§ **GIVEN INFORMATION**:
>> start
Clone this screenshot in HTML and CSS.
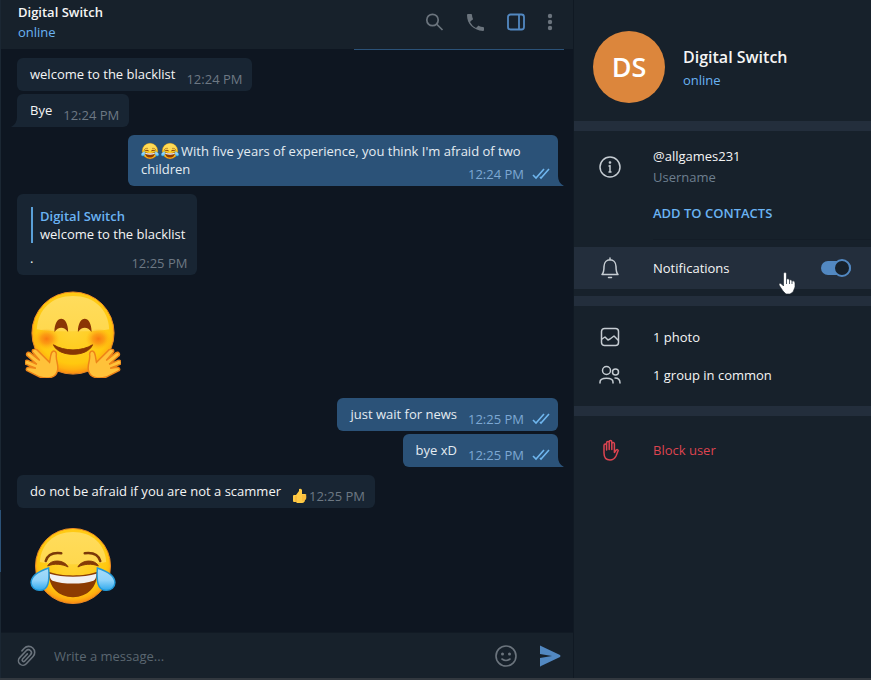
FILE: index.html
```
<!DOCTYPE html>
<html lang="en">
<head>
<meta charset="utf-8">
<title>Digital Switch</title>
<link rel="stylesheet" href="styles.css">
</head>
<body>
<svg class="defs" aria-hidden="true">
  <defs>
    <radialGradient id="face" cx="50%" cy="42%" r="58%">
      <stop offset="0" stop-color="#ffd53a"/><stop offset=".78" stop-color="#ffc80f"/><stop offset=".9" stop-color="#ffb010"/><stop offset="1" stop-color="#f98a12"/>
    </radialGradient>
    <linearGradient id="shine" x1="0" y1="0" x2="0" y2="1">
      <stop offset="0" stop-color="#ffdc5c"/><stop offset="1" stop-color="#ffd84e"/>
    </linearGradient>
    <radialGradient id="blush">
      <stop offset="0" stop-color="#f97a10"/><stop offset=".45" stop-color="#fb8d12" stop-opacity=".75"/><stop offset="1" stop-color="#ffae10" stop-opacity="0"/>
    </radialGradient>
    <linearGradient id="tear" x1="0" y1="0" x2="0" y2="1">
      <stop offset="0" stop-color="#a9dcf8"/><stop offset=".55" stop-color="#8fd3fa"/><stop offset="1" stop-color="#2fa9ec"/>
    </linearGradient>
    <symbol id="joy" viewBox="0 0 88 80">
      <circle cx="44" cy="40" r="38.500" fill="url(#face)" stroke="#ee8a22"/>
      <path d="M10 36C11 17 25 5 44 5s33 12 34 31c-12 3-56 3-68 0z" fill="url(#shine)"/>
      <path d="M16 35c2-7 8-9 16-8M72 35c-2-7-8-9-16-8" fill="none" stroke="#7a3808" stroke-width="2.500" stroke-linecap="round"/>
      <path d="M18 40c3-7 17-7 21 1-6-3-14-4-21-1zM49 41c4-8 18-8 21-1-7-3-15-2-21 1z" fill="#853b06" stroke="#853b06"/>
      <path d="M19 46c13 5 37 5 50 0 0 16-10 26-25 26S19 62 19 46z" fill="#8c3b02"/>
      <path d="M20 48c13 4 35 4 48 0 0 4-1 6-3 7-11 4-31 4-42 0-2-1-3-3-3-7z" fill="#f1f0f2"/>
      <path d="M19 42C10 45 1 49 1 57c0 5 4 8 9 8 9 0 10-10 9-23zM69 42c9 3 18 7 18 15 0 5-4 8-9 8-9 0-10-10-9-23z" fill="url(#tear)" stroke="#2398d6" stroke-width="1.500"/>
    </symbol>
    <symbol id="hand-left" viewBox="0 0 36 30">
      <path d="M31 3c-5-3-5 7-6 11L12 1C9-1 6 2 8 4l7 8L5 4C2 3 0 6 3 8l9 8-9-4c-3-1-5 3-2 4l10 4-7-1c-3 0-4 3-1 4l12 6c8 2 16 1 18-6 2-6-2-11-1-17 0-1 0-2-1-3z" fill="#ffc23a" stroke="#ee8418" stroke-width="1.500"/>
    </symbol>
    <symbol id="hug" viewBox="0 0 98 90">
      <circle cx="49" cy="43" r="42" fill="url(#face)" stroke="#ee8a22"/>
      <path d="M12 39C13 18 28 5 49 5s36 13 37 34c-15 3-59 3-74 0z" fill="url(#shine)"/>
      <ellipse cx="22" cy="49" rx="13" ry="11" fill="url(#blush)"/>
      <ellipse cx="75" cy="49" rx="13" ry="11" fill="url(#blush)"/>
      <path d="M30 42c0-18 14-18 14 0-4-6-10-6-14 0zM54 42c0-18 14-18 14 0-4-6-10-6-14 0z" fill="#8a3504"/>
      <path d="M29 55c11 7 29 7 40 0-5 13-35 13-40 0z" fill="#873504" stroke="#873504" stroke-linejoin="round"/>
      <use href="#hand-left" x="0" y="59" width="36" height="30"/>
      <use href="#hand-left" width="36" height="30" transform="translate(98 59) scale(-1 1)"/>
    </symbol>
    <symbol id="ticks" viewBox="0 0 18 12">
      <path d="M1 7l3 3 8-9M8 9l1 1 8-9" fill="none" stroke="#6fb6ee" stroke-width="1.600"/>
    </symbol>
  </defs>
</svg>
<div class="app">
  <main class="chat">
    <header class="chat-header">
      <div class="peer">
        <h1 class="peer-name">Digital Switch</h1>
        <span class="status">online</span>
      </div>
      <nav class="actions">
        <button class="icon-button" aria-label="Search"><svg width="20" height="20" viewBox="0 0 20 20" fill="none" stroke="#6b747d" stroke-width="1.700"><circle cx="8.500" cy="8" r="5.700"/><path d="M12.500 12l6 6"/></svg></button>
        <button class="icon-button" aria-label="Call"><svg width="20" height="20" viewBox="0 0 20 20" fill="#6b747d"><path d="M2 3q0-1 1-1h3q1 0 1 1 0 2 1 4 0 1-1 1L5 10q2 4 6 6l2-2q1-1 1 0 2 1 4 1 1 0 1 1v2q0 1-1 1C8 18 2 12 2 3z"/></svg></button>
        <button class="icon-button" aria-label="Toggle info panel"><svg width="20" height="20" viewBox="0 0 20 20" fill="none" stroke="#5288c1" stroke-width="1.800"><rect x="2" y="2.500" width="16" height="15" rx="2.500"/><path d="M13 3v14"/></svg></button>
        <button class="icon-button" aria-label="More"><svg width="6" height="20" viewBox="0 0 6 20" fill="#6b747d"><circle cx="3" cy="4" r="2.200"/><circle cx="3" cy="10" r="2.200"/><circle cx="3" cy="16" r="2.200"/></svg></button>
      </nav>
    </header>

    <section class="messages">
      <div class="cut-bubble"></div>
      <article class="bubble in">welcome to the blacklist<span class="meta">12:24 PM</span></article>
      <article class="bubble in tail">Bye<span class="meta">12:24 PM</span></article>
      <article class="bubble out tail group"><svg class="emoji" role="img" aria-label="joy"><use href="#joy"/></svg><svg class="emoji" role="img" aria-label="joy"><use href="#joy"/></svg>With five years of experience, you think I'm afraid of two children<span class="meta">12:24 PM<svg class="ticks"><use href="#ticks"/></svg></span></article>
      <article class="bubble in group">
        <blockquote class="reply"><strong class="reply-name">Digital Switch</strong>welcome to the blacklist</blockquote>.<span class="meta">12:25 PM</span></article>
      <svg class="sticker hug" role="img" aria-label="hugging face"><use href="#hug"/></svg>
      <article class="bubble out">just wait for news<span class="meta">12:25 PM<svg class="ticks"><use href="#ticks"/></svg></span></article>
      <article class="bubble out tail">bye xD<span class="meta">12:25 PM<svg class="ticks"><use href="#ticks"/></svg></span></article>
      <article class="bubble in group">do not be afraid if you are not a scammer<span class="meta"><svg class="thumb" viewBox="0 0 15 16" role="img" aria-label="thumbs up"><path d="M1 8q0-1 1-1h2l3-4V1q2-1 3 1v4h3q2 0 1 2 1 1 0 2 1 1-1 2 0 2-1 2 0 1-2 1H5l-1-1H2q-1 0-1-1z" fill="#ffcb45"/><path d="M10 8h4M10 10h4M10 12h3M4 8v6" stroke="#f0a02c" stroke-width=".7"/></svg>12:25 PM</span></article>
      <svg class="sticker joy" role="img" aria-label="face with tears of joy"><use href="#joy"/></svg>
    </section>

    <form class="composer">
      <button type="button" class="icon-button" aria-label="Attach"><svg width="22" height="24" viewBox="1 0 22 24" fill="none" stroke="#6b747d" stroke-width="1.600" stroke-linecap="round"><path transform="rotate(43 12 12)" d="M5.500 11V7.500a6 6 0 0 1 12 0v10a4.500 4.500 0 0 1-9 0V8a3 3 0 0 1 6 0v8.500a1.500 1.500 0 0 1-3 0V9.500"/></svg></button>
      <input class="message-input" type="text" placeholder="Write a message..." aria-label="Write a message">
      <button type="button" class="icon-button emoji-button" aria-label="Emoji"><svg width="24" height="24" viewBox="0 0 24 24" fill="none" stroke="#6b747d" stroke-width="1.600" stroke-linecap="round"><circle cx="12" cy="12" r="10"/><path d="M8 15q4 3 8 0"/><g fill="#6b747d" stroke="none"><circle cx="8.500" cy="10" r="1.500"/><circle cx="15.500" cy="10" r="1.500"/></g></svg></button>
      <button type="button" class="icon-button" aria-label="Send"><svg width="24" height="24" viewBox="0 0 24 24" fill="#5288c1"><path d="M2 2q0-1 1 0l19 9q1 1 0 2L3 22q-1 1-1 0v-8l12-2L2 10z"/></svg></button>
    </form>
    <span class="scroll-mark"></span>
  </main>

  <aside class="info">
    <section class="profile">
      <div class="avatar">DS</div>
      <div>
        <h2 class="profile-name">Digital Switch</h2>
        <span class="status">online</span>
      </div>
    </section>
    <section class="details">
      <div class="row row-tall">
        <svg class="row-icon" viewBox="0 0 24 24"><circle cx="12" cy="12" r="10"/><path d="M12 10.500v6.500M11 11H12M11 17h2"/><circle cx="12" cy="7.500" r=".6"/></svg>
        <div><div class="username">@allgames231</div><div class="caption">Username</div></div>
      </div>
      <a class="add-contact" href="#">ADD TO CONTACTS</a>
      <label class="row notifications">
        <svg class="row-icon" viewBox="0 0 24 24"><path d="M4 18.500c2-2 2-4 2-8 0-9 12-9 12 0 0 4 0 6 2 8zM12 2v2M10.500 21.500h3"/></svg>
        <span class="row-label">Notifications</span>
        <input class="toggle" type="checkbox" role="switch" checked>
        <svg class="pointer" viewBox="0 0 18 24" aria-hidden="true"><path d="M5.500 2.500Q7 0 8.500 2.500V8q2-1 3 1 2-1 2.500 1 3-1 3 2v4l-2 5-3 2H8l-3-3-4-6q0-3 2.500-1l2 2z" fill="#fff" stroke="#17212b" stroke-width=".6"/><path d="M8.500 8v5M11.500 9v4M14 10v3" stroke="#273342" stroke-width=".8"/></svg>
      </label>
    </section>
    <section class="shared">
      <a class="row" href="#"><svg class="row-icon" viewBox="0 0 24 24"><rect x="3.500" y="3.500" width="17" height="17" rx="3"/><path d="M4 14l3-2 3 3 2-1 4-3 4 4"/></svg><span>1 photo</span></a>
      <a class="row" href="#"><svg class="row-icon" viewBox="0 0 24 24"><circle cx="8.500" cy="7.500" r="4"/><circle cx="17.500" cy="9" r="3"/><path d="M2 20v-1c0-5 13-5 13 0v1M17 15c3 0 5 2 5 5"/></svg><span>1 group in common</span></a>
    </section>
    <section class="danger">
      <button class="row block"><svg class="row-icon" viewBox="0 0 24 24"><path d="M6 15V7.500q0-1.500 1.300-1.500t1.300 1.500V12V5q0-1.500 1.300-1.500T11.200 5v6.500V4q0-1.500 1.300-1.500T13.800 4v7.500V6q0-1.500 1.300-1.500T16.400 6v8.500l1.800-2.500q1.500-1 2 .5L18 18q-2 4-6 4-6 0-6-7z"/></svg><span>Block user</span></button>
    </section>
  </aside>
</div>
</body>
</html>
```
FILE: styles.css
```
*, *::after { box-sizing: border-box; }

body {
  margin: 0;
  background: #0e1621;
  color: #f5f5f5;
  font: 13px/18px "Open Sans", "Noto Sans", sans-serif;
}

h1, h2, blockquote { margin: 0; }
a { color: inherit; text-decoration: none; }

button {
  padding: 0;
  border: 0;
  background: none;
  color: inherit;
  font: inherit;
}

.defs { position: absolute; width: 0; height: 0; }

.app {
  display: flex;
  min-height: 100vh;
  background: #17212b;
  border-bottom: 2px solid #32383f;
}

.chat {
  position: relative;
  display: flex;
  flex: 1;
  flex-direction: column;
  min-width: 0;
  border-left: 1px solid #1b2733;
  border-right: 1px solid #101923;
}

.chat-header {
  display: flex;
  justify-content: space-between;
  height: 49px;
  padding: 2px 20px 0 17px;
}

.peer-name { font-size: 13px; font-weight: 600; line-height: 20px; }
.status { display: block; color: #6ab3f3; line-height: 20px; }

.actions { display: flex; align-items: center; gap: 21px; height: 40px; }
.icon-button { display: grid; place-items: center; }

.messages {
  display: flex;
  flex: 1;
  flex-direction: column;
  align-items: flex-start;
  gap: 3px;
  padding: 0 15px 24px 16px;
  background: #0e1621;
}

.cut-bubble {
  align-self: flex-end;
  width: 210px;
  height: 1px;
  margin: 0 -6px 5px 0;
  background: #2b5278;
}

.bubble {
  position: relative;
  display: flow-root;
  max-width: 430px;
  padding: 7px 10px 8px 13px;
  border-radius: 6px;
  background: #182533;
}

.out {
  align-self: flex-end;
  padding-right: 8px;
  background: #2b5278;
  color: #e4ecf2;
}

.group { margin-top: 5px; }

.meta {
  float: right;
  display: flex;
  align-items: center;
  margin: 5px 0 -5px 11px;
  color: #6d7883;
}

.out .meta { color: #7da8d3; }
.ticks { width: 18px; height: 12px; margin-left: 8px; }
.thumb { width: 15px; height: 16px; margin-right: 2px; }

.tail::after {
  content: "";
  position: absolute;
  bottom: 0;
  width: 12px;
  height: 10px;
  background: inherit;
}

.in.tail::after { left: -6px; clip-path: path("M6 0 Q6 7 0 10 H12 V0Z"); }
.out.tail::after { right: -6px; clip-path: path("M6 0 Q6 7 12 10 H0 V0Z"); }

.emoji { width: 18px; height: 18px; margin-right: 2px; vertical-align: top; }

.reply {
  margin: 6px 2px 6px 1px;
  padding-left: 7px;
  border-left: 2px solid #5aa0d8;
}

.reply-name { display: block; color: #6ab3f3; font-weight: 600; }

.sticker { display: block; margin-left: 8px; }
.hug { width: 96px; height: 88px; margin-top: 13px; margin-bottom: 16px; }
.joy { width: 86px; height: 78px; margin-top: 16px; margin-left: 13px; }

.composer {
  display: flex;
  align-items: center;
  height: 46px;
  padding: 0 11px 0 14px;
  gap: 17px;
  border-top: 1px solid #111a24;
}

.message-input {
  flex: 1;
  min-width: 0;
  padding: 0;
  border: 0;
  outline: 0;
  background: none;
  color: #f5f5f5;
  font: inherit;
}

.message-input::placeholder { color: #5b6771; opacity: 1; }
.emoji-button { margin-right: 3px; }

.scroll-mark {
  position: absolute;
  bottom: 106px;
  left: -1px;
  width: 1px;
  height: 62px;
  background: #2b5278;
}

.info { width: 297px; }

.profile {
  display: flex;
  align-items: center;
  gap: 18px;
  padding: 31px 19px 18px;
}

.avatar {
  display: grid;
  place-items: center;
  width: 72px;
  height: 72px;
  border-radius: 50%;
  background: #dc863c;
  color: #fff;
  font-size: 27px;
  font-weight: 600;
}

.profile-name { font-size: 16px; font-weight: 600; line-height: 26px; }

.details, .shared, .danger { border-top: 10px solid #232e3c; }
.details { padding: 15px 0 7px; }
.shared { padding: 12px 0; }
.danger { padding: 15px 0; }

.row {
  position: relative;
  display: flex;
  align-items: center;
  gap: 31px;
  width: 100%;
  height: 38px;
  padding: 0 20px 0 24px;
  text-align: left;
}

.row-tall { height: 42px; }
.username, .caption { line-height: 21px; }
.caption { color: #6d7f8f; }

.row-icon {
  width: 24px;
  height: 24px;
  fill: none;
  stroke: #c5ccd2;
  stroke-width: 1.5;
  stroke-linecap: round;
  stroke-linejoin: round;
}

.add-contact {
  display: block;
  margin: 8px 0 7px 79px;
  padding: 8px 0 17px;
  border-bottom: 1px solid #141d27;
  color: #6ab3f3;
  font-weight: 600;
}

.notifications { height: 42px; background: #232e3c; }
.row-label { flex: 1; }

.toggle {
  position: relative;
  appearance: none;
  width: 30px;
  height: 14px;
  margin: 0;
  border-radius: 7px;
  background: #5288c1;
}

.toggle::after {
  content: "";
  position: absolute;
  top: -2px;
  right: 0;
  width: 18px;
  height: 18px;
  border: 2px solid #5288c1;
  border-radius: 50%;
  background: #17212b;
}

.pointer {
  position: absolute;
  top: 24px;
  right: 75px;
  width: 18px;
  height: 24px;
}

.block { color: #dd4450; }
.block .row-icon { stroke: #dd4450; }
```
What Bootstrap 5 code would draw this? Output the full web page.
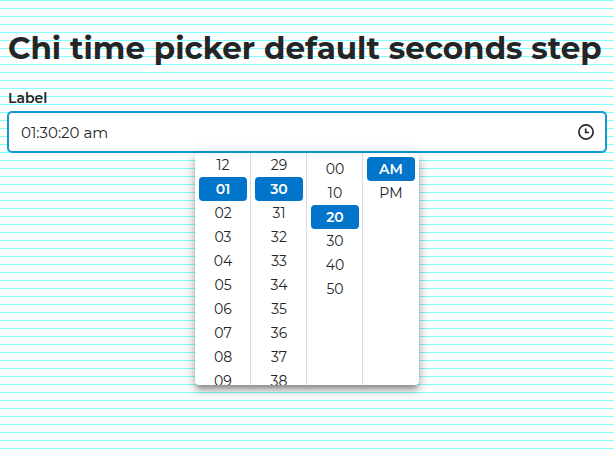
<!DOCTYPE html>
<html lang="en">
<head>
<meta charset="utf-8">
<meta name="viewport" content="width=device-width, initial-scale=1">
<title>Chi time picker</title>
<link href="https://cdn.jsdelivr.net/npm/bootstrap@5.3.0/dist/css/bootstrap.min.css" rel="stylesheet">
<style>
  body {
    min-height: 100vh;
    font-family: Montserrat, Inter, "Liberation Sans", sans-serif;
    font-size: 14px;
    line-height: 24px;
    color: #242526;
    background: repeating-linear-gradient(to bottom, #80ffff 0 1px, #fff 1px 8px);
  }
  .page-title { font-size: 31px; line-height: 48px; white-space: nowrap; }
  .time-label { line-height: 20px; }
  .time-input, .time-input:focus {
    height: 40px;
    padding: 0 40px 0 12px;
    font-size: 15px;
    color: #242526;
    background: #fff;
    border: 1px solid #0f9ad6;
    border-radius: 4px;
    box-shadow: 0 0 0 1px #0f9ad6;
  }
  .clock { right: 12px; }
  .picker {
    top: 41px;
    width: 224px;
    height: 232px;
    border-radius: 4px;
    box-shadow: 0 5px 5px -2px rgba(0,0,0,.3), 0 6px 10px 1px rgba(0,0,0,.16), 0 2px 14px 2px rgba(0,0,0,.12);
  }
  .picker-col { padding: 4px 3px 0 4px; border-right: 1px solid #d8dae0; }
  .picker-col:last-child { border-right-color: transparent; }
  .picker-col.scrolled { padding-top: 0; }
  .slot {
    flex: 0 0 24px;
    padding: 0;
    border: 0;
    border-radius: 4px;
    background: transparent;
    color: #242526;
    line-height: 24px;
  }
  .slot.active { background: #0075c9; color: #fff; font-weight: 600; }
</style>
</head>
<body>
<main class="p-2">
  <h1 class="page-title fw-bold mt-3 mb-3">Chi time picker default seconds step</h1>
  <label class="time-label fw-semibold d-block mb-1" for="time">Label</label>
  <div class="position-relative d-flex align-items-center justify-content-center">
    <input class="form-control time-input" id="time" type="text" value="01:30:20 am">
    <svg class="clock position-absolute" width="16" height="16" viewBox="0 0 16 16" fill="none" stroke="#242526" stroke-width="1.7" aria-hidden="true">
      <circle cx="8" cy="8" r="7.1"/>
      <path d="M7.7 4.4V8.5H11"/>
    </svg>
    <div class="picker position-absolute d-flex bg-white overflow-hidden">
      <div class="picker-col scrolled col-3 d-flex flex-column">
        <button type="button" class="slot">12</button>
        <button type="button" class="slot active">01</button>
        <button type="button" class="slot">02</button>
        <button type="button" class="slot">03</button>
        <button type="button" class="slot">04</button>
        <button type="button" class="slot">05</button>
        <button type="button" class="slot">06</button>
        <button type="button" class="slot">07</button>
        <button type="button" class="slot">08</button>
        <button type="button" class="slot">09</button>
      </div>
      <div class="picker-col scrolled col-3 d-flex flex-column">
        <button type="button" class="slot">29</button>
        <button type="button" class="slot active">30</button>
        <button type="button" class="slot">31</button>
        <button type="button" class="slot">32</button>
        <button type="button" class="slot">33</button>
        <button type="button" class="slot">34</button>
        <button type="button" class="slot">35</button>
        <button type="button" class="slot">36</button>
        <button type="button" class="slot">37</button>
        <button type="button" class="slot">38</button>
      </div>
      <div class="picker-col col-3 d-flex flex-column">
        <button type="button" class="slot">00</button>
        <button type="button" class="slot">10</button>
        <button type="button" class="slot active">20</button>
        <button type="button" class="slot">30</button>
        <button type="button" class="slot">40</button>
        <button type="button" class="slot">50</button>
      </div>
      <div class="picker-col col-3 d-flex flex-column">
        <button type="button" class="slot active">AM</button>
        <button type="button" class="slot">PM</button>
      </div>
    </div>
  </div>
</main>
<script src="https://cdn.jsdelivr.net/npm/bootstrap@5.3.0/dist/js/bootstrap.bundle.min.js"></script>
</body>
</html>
>> end
§ **GOAL OF THE EXERCISE**:
Using the records above, find and show each line with the string "this".

§ **SOLUTION**:
Clone this screenshot in HTML and CSS.
What Bootstrap 5 code would draw this? Output the full web page.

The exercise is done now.